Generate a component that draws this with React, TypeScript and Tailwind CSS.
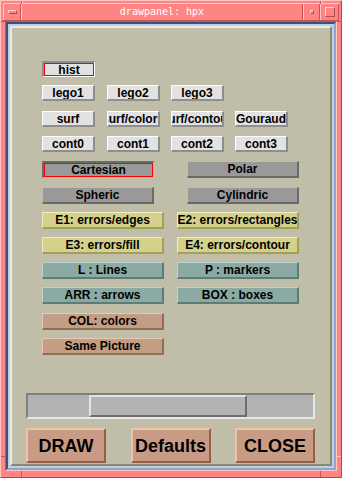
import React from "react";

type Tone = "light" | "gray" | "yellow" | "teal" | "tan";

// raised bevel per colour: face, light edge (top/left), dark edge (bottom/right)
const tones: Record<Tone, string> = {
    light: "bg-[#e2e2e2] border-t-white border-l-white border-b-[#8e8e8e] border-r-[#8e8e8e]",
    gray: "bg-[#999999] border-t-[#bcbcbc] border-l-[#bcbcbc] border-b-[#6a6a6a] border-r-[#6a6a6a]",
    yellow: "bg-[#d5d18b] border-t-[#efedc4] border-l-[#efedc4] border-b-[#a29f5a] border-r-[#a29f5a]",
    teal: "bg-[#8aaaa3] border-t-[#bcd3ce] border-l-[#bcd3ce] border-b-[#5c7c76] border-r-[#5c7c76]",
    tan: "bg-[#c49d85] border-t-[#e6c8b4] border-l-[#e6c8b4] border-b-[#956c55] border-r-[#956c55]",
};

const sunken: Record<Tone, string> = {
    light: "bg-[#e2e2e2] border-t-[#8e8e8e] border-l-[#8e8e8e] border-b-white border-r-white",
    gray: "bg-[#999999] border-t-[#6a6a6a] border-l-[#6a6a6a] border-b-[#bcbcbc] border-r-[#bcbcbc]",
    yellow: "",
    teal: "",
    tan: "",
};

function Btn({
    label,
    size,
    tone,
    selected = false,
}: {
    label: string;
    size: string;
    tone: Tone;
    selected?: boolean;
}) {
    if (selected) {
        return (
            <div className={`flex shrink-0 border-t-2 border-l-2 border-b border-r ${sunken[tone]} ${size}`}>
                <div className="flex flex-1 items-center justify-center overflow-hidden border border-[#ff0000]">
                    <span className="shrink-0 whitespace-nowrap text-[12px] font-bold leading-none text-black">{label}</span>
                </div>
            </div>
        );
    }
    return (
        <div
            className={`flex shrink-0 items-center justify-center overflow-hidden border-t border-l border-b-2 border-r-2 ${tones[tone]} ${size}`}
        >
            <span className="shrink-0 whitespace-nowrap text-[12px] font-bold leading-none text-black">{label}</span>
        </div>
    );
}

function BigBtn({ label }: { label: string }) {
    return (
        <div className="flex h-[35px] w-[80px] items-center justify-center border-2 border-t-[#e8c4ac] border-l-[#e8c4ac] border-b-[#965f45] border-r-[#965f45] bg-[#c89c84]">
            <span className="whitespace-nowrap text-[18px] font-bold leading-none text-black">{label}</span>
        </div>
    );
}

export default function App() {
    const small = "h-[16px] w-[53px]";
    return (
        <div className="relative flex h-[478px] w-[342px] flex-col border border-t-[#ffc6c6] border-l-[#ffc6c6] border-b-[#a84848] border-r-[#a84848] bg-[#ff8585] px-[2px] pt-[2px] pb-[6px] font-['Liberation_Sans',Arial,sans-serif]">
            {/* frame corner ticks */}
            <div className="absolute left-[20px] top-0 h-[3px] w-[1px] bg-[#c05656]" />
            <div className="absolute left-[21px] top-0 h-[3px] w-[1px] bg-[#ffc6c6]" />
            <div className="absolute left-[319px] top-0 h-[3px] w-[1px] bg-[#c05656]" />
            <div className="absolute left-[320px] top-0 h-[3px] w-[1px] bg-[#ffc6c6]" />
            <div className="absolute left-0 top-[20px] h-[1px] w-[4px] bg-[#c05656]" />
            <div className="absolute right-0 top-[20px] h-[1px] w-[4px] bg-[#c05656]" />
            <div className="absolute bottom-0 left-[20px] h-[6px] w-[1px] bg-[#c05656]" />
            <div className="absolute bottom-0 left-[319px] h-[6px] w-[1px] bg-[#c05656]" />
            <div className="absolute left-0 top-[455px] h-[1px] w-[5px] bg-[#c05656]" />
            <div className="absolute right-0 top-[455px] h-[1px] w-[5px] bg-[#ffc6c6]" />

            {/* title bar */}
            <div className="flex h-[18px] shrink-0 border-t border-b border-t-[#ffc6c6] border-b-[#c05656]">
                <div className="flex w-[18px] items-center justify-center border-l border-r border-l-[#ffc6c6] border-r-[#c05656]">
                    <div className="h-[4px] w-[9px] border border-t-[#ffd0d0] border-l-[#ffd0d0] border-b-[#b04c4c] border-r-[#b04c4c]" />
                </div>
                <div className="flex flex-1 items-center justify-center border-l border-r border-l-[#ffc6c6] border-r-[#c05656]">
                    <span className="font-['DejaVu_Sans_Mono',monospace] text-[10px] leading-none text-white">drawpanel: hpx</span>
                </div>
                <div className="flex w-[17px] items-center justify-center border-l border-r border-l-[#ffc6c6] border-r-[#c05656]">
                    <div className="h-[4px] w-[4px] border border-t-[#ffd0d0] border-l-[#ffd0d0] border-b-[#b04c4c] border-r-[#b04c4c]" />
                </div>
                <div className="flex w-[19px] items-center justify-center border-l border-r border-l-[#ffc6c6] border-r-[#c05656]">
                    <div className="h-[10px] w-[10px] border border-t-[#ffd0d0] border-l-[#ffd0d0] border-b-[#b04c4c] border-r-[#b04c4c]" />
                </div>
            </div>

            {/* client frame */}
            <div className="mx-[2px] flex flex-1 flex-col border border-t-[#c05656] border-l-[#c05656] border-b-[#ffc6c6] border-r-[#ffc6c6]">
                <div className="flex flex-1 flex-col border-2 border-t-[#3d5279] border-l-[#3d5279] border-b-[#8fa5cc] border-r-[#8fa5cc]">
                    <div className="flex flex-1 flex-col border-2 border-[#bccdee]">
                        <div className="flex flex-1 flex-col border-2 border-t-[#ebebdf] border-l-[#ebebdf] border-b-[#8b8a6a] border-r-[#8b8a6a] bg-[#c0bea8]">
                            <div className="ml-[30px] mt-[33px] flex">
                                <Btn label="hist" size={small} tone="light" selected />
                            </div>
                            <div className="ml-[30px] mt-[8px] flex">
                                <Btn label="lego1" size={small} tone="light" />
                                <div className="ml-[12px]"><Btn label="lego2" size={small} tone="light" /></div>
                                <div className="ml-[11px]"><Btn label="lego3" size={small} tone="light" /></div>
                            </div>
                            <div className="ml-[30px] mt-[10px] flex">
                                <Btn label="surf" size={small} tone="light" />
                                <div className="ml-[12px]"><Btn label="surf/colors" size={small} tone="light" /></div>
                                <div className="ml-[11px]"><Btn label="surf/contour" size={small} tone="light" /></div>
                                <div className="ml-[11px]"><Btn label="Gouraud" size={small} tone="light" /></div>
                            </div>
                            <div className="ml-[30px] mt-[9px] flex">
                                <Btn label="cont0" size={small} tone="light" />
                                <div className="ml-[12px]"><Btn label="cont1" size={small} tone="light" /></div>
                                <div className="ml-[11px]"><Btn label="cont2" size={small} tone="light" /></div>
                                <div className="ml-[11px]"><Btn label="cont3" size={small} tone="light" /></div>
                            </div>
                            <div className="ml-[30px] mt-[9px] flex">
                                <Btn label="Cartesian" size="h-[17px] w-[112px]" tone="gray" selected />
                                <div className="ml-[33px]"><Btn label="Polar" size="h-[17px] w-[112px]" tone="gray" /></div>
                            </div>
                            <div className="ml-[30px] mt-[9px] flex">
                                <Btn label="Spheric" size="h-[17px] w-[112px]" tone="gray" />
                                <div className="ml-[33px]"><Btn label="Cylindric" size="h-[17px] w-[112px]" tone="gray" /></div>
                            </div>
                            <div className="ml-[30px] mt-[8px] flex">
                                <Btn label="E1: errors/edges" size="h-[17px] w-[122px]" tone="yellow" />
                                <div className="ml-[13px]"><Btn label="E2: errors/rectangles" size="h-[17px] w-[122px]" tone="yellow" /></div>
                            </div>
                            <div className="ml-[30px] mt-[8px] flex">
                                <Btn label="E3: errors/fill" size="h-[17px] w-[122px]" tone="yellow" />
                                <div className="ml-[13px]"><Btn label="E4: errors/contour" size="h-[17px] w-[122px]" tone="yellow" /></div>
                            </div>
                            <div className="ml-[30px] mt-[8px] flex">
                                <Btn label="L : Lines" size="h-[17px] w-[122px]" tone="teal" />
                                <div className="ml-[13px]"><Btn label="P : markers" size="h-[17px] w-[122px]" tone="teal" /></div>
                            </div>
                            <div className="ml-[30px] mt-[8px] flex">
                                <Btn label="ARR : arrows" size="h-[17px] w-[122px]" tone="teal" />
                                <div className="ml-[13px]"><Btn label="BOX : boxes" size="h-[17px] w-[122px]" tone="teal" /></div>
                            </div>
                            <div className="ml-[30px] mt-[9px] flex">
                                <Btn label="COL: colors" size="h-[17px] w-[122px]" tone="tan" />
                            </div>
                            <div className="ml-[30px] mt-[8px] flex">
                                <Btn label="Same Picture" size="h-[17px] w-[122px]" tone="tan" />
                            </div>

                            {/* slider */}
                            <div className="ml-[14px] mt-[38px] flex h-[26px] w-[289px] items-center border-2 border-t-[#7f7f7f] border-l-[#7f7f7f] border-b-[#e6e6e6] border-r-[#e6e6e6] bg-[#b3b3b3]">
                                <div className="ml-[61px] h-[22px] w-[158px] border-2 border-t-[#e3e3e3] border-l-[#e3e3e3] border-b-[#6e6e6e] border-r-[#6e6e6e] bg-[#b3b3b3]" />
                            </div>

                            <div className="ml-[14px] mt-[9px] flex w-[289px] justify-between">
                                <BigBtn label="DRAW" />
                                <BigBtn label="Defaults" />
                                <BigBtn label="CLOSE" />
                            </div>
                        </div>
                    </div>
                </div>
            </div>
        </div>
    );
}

• • • • •

## What is expected
Identify the lines that contain the string "React", and copy every one of them.

## Answer to the exercise
Generate a component that draws this with React, TypeScript and Tailwind CSS.
import React from "react";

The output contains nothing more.